EnterpriseDB has become the latest database provider to place a bet on software as a service.
The Edison, N.J.-based company announced plans Jan. 29 to release a version of its flagship relational database management system built on Amazon’s Elastic Compute Cloud (EC2) and Simple Storage Service (S3). Meant as an adjunct to Amazon’s in-the-cloud database, SimpleDB, EnterpriseDB has named the service Advanced Server Cloud Edition and is launching the beta in March.
“We’ve been working with Amazon,” said Bob Zurek, chief technology officer at EnterpriseDB. “They see this as very complimentary to their efforts…if you look at SimpleDB, it’s query only, it’s more of a lightweight data service model. For those companies that need to go beyond, which we expect a very large size, for full transactional, supporting multiple schemas…then they can turn to EnterpriseDB.”
The company is among a growing group of database companies pushing their software into the cloud as a service. Unlike others, which target primarily small to midsized businesses, Zurek said EnterpriseDB is focused on Web 2.0 enterprises, SAAS companies and independent software vendors.
“We’re not targeting an end-consumer who’s just like a FoxPro user,” Zurek said. “We think SimpleDB is perfect for that.”
Blist, based in Seattle, has its sights on a different market in the short-term – home users.
“If you think about all the databases that are in the market today they are all engineered for and marketed to programmers and DBAs,” said Blist CEO Kevin Merritt. “Blist is creating a database that is explicitly designed for mainstream users. These are people who are typically using Excel as a database…we are creating a tool to make it easier for this mainstream audience to organize their own data and ask queries and manipulate their own data in ways we think don’t exist in the market today.”

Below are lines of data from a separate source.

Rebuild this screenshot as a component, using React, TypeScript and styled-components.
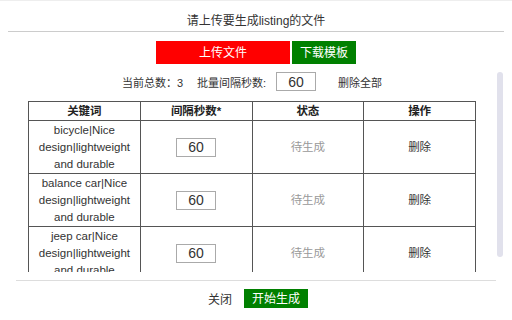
import styled, { createGlobalStyle } from "styled-components";

const GlobalStyle = createGlobalStyle`
  html, body {
    margin: 0;
    padding: 0;
    background: #fff;
  }
  body {
    font-family: "Liberation Sans", "Noto Sans CJK SC", sans-serif;
    font-size: 12px;
    color: #333;
  }
`;

type Row = { id: number; keyword: string; interval: number; status: string };

const rows: Row[] = [
  { id: 1, keyword: "bicycle|Nice design|lightweight and durable", interval: 60, status: "待生成" },
  { id: 2, keyword: "balance car|Nice design|lightweight and durable", interval: 60, status: "待生成" },
  { id: 3, keyword: "jeep car|Nice design|lightweight and durable", interval: 60, status: "待生成" },
];

export default function App() {
  return (
    <>
      <GlobalStyle />
      <Dialog>
        <Title>请上传要生成listing的文件</Title>

        <ActionBar>
          <ActionButton $variant="red" $width={134}>上传文件</ActionButton>
          <ActionButton $variant="green" $width={64}>下载模板</ActionButton>
        </ActionBar>

        <ScrollFrame>
          <ScrollArea>
            <CountRow>
              <CountLabel $gap={14}>当前总数：3</CountLabel>
              <CountLabel $gap={10}>批量间隔秒数:</CountLabel>
              <NumberInput defaultValue={60} />
              <LinkText>删除全部</LinkText>
            </CountRow>

            <Table>
              <thead>
                <tr>
                  <Th>关键词</Th>
                  <Th>间隔秒数*</Th>
                  <Th>状态</Th>
                  <Th>操作</Th>
                </tr>
              </thead>
              <tbody>
                {rows.map((row) => (
                  <tr key={row.id}>
                    <KeywordCell>{row.keyword}</KeywordCell>
                    <Td>
                      <NumberInput defaultValue={row.interval} />
                    </Td>
                    <Td $muted>{row.status}</Td>
                    <Td>删除</Td>
                  </tr>
                ))}
              </tbody>
            </Table>
          </ScrollArea>
          {/* headless screenshots hide native scrollbars, so draw the track */}
          <ScrollTrack>
            <ScrollThumb $height={185} />
          </ScrollTrack>
        </ScrollFrame>

        <Footer>
          <CloseButton>关闭</CloseButton>
          <ActionButton $variant="green" $width={64} $height={19}>开始生成</ActionButton>
        </Footer>
      </Dialog>
    </>
  );
}

const Dialog = styled.div`
  height: 320px;
  display: flex;
  flex-direction: column;
  border-top: 1px solid #eee;
  box-sizing: border-box;
  overflow: hidden;
`;

const Title = styled.div`
  height: 31px;
  margin: 0 8px;
  padding-top: 11px;
  box-sizing: border-box;
  line-height: 18px;
  text-align: center;
  border-bottom: 1px solid #ccc;
  color: #333;
`;

const ActionBar = styled.div`
  display: flex;
  justify-content: center;
  gap: 2px;
  margin-top: 9px;
`;

const ActionButton = styled.button<{
  $variant: "red" | "green";
  $width: number;
  $height?: number;
}>`
  width: ${(p) => p.$width}px;
  height: ${(p) => p.$height ?? 23}px;
  padding: 0;
  border: none;
  background: ${(p) => (p.$variant === "red" ? "#ff0000" : "#008000")};
  color: #fff;
  font-family: inherit;
  font-size: 12px;
  line-height: 1;
  cursor: pointer;
`;

const ScrollFrame = styled.div`
  flex: 1;
  min-height: 0;
  display: flex;
  margin: 4px 8px 0;
`;

const ScrollArea = styled.div`
  flex: 1;
  min-width: 0;
  overflow-y: auto;
  scrollbar-width: none;

  &::-webkit-scrollbar {
    display: none;
  }
`;

const ScrollTrack = styled.div`
  width: 8px;
  flex-shrink: 0;
  padding: 4px 1px 0;
  box-sizing: border-box;
`;

const ScrollThumb = styled.div<{ $height: number }>`
  height: ${(p) => p.$height}px;
  border-radius: 3px;
  background: #e1e1ec;
`;

const CountRow = styled.div`
  display: flex;
  align-items: center;
  justify-content: center;
  padding-top: 4px;
  font-size: 11px;
`;

const CountLabel = styled.span<{ $gap: number }>`
  margin-right: ${(p) => p.$gap}px;
  white-space: nowrap;
`;

const LinkText = styled.span`
  margin-left: 22px;
  cursor: pointer;
`;

const NumberInput = styled.input.attrs({ type: "text" })`
  width: 40px;
  height: 19px;
  box-sizing: border-box;
  padding: 0;
  border: 1px solid #aaa;
  text-align: center;
  font-family: "Liberation Sans", sans-serif;
  font-size: 14px;
  color: #333;
  outline: none;
`;

const Table = styled.table`
  width: 448px;
  margin: 10px auto 15px;
  border-collapse: collapse;
  table-layout: fixed;
  font-size: 11.5px;
`;

const Th = styled.th`
  border: 1px solid #555;
  height: 17px;
  padding: 1px 4px 0;
  line-height: 17px;
  font-weight: bold;
  color: #222;
`;

const Td = styled.td<{ $muted?: boolean }>`
  border: 1px solid #555;
  padding: 1px 4px 0;
  line-height: 17px;
  text-align: center;
  color: ${(p) => (p.$muted ? "#999" : "#333")};
`;

const KeywordCell = styled(Td)`
  padding: 1px 8px 0;
  height: 51px;
`;

const Footer = styled.div`
  display: flex;
  justify-content: center;
  align-items: flex-start;
  gap: 8px;
  height: 40px;
  margin: 8px 16px 0;
  padding-top: 8px;
  box-sizing: border-box;
  border-top: 1px solid #ddd;
`;

const CloseButton = styled.button`
  height: 19px;
  padding: 0 4px;
  border: none;
  background: none;
  font-family: inherit;
  font-size: 12px;
  color: #333;
  cursor: pointer;
`;
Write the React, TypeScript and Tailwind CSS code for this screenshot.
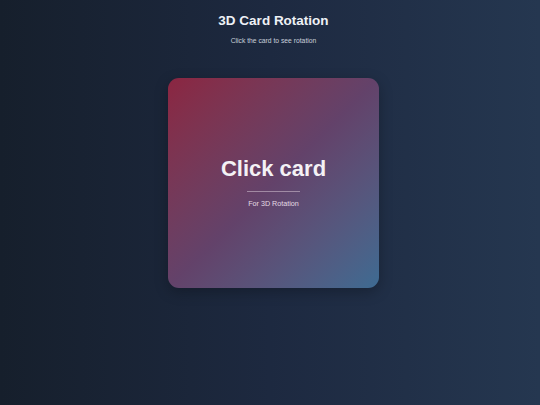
import React from "react";

export default function App() {
  return (
    <div
      className="w-[540px] h-[405px] pl-[7px] bg-gradient-to-r from-[#161f2c] via-[#1d2940] to-[#253750] flex flex-col items-center"
      style={{ fontFamily: '"Liberation Sans", Arial, sans-serif' }}
    >
      <h1 className="mt-[12px] text-[13.5px] leading-[18px] font-bold text-[#eef1f6]">3D Card Rotation</h1>
      <p className="mt-[7px] text-[6.75px] leading-[8px] text-[#c9d0db]">Click the card to see rotation</p>
      <div className="mt-[33px] w-[211px] h-[210px] rounded-[11px] bg-gradient-to-br from-[#8b2541] via-[#63426a] to-[#3d6b92] shadow-[0_4px_14px_rgba(0,0,0,0.25)] flex flex-col items-center justify-center">
        <div className="mt-[-2px] text-[22px] leading-[26px] font-bold text-[#f4f1f5]">Click card</div>
        <div className="mt-[9.5px] w-[53px] h-px bg-[#c9b9c9]/60" />
        <div className="mt-[7px] text-[7.2px] leading-[9px] text-[#e3dbe4]">For 3D Rotation</div>
      </div>
    </div>
  );
}
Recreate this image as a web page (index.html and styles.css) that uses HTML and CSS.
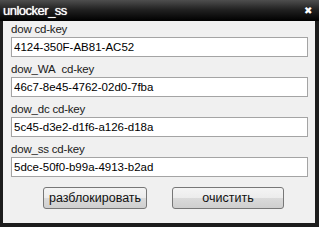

The company has released a beta version of a Web-based database. Around March, the company will launch a premium database with some additional features targeted at SMBs, Merritt said. Once generally available, the consumer product will have a 100 megabyte limit; the premium database will have virtually unlimited storage, the CEO said.
Part of the company’s strategy is to allow consumers to share templates or full data sets with other members of the Blist community.
“On the consumer side, we think one of the drivers of adoption will just be sharing and collaboration and commenting and reviewing and voting and searching and discovering other people’s data,” Merritt said. “Your data [can be] private, but your data structures are discoverable.”
There’s a lot of pressure to reduce cost in IT, Zurek said, and some companies have difficulty predicting their storage requirements in the context of data-driven applications. “We want to give them an alternative so as they get more information about the usage statistics, how much data they are going to be needing, as time goes by they can resort to a cloud offering from EnterpriseDB and if they choose they have the ability to move that data…back inside the firewall,” he said. “I think over time, you’ll see more and more interest in this. It’s hard to predict right now, but we’re willing to make the investment to pursue this and place a bet, just like Salesforce has placed a bet.”